Job ▸
How many lines in this material include the string "that"? Answer with the number and nothing further.

BEGIN Given records

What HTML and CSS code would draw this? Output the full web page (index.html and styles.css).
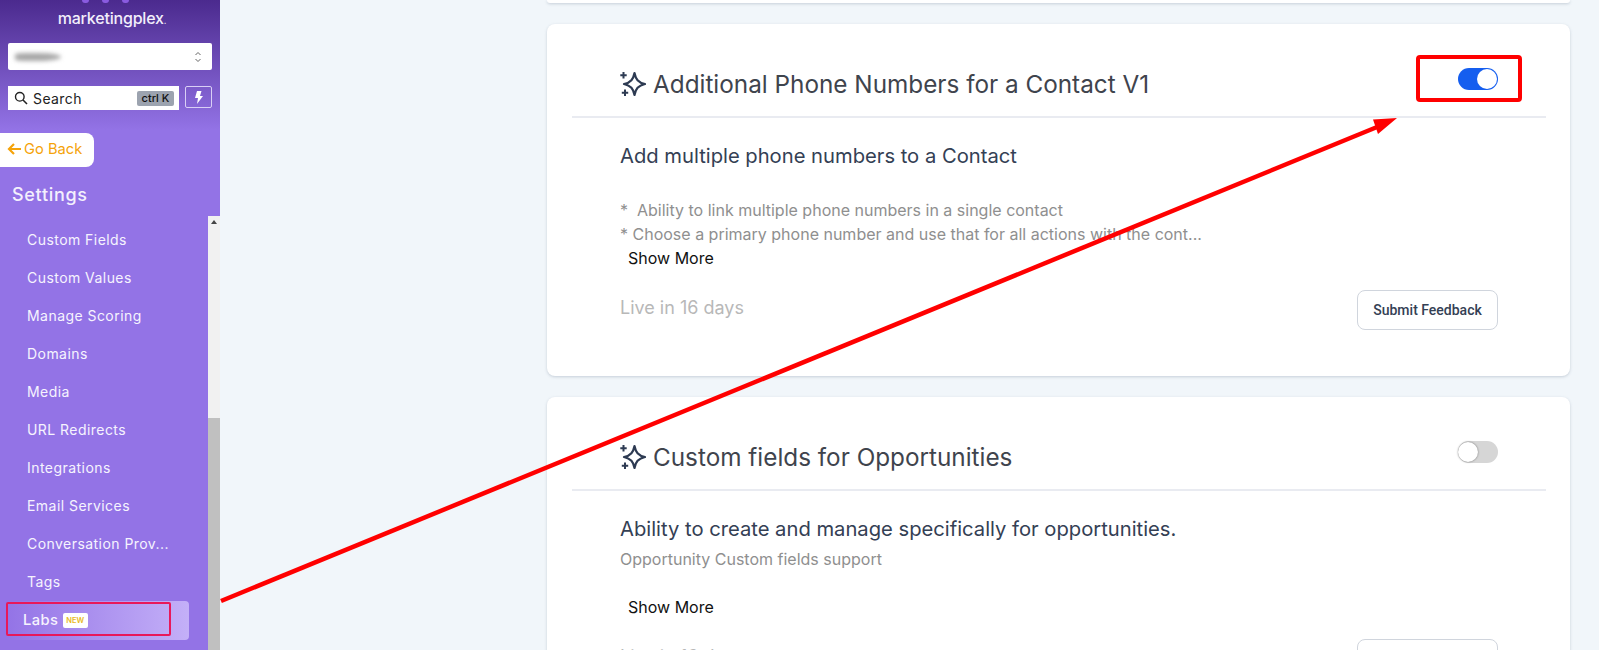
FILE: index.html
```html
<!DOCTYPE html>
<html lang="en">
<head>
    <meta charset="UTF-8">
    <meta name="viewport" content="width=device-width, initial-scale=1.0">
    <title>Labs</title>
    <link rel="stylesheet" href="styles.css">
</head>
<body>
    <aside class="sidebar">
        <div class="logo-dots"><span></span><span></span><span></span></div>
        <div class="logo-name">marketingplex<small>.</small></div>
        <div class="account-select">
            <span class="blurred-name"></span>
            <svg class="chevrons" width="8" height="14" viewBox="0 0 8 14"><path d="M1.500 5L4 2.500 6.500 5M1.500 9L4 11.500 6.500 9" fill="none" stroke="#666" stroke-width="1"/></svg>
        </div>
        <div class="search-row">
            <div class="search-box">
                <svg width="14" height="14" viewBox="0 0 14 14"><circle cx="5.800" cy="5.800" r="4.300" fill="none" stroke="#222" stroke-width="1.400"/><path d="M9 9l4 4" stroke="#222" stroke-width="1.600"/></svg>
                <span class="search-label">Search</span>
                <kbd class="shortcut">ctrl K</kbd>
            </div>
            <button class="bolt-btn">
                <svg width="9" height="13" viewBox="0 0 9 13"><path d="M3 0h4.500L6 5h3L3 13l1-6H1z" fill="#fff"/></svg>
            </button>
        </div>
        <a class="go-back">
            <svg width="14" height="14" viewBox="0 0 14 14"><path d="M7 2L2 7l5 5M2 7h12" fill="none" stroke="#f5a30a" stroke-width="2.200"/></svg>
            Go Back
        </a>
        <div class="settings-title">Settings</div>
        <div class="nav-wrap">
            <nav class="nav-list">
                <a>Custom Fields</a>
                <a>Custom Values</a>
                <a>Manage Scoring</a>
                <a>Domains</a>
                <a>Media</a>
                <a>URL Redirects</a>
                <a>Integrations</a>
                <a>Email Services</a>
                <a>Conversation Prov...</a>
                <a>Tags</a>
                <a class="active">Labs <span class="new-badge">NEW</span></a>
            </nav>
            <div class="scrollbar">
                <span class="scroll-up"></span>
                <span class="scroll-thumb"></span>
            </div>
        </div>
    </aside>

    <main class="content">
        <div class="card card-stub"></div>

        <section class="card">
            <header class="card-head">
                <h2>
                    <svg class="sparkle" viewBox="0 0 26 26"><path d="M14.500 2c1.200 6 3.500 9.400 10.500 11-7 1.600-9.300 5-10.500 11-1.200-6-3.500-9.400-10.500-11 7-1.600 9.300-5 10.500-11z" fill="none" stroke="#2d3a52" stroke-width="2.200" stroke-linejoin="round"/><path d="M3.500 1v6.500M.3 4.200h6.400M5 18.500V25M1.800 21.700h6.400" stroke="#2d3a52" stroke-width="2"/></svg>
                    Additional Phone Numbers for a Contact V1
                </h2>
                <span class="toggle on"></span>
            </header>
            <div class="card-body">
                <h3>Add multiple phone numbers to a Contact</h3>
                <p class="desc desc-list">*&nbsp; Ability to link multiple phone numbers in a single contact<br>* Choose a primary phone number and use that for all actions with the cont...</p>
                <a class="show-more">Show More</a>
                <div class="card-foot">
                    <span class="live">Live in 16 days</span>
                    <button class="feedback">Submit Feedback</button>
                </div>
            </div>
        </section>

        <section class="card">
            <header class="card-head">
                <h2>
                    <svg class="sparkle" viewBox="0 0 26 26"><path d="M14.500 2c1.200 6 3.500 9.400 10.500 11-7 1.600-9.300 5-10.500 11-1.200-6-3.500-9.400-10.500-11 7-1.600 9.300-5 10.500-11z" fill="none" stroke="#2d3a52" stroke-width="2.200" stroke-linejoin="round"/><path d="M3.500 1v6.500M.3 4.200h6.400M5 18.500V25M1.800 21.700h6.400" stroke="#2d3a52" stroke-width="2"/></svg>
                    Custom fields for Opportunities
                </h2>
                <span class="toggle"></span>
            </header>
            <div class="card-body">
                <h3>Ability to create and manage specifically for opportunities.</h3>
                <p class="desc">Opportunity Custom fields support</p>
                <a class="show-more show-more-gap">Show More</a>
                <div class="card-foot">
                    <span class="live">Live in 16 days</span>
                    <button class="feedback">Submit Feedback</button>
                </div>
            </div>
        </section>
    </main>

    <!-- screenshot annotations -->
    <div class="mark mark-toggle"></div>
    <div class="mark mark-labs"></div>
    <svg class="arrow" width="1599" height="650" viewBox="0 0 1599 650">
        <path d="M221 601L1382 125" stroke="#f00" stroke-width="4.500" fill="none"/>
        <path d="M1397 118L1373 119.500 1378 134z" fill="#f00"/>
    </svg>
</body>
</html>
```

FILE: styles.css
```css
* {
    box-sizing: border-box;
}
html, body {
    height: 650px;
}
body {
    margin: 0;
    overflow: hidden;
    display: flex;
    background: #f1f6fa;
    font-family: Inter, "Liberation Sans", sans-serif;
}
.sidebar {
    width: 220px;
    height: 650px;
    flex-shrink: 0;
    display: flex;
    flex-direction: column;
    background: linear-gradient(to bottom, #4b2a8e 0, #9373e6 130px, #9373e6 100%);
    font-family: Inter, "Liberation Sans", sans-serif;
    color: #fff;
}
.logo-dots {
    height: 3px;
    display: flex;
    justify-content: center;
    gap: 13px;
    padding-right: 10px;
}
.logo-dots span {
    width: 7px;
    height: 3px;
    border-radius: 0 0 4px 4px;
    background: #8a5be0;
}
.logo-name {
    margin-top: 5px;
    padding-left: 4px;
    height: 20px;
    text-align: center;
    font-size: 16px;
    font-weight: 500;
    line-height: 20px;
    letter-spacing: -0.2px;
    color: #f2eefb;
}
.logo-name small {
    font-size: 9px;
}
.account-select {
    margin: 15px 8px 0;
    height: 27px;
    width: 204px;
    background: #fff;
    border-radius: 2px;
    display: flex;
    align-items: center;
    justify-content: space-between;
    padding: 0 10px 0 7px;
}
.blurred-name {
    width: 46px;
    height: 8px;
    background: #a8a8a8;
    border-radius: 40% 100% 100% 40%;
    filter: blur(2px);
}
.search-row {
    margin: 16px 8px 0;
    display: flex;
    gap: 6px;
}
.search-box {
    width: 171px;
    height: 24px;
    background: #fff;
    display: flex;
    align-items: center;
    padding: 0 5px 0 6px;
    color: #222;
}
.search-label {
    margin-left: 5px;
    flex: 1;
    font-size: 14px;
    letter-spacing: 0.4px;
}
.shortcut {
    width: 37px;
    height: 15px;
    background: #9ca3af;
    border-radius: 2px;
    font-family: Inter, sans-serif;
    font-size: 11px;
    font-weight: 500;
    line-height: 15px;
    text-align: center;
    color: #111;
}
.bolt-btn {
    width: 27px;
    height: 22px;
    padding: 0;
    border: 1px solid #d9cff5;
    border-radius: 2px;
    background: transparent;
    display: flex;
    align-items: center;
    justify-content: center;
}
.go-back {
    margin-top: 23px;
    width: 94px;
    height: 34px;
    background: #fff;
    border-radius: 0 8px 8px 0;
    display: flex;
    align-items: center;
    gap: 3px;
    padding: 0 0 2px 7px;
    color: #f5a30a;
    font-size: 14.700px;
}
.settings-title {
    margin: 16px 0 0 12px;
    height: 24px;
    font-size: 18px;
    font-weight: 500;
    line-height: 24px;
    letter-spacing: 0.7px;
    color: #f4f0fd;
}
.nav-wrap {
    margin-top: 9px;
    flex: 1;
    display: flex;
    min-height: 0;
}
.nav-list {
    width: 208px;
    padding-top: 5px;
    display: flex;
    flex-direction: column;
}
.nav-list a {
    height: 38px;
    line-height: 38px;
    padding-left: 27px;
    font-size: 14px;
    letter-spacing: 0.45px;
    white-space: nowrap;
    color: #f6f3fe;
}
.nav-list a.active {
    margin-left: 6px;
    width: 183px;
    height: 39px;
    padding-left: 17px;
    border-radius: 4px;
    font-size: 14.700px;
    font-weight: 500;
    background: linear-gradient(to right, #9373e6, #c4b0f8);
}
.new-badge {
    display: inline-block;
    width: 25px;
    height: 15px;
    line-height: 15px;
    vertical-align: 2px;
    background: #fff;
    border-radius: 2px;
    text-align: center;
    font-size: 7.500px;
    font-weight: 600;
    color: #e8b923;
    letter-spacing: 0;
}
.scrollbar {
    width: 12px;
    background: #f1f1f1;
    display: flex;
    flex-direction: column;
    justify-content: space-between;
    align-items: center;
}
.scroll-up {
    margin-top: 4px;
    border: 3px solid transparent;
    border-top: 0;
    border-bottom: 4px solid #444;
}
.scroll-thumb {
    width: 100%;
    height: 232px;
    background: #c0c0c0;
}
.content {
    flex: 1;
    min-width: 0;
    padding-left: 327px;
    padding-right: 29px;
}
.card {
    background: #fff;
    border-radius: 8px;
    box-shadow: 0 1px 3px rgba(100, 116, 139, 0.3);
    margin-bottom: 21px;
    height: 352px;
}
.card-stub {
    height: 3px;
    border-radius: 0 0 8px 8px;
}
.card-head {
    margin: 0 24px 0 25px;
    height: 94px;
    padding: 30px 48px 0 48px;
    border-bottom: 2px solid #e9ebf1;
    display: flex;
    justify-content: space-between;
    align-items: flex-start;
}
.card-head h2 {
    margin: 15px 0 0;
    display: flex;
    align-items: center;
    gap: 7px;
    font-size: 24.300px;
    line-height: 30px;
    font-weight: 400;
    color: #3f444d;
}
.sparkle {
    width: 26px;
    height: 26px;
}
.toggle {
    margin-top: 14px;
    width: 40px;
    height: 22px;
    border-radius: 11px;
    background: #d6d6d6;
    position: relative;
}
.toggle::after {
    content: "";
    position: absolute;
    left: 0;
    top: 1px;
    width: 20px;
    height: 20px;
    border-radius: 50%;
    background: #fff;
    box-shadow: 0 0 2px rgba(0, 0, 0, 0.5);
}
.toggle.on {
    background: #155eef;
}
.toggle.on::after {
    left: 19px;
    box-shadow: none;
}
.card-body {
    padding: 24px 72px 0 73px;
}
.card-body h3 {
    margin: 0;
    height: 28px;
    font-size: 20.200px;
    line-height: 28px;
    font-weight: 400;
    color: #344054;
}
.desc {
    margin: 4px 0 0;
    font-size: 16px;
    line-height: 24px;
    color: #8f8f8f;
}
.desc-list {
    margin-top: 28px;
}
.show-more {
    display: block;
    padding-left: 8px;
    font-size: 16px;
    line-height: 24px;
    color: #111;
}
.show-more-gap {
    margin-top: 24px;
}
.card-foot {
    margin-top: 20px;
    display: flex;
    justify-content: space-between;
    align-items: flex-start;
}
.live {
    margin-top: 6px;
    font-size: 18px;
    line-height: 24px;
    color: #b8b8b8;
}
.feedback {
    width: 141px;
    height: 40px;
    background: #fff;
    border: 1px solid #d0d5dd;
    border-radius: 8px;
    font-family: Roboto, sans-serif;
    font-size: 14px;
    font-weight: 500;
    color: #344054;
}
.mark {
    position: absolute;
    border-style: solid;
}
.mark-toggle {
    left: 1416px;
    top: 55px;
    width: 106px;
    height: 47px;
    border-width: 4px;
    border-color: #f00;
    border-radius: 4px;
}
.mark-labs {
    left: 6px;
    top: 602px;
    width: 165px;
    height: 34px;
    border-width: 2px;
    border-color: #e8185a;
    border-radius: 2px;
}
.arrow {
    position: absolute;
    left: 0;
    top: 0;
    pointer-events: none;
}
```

END Given records
BEGIN Given records

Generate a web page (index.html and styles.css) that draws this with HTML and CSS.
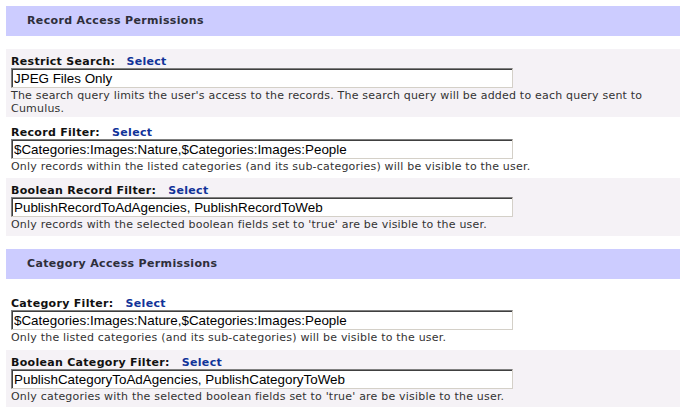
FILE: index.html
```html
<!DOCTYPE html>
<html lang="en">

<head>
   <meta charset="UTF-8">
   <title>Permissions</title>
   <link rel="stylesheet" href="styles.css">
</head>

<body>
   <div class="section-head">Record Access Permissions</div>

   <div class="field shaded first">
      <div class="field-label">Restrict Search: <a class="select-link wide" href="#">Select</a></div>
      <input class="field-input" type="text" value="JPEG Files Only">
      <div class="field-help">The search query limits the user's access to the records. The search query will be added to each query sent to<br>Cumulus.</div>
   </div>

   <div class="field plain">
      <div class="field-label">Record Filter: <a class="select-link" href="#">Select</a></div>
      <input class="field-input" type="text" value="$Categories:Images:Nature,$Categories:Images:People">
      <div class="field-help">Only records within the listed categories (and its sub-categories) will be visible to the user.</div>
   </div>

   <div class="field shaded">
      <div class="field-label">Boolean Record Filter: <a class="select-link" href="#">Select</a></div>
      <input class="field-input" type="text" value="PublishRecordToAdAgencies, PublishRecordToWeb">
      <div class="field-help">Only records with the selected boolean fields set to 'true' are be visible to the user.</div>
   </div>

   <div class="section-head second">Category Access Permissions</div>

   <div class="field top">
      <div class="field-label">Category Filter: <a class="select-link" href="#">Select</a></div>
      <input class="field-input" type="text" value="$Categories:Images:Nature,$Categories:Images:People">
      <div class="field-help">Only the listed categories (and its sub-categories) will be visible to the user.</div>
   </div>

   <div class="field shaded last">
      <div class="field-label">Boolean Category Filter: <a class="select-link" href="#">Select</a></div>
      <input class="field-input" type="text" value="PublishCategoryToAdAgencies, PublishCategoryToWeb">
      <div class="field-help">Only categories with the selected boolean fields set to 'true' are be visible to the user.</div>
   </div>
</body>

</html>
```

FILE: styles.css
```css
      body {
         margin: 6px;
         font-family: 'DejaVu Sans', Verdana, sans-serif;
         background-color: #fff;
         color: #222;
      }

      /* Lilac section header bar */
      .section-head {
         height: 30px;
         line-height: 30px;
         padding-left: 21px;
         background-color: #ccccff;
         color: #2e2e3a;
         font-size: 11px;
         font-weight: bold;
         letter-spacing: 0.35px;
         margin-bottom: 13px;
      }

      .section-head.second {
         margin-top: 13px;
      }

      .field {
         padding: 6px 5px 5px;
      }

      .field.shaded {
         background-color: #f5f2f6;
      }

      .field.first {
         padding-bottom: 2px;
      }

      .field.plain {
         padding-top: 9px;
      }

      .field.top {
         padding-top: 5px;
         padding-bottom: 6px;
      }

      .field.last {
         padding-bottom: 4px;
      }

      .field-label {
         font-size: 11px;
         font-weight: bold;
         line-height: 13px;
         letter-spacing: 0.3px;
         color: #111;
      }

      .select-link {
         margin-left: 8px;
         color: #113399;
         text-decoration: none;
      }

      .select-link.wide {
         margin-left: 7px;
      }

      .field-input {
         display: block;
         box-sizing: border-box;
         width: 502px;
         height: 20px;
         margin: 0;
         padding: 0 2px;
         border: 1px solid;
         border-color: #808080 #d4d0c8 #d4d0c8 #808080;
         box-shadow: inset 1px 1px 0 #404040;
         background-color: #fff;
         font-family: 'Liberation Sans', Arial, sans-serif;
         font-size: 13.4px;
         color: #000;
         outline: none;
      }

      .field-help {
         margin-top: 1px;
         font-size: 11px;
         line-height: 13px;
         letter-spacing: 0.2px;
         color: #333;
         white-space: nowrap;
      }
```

END Given records

Completed exercise ▸
2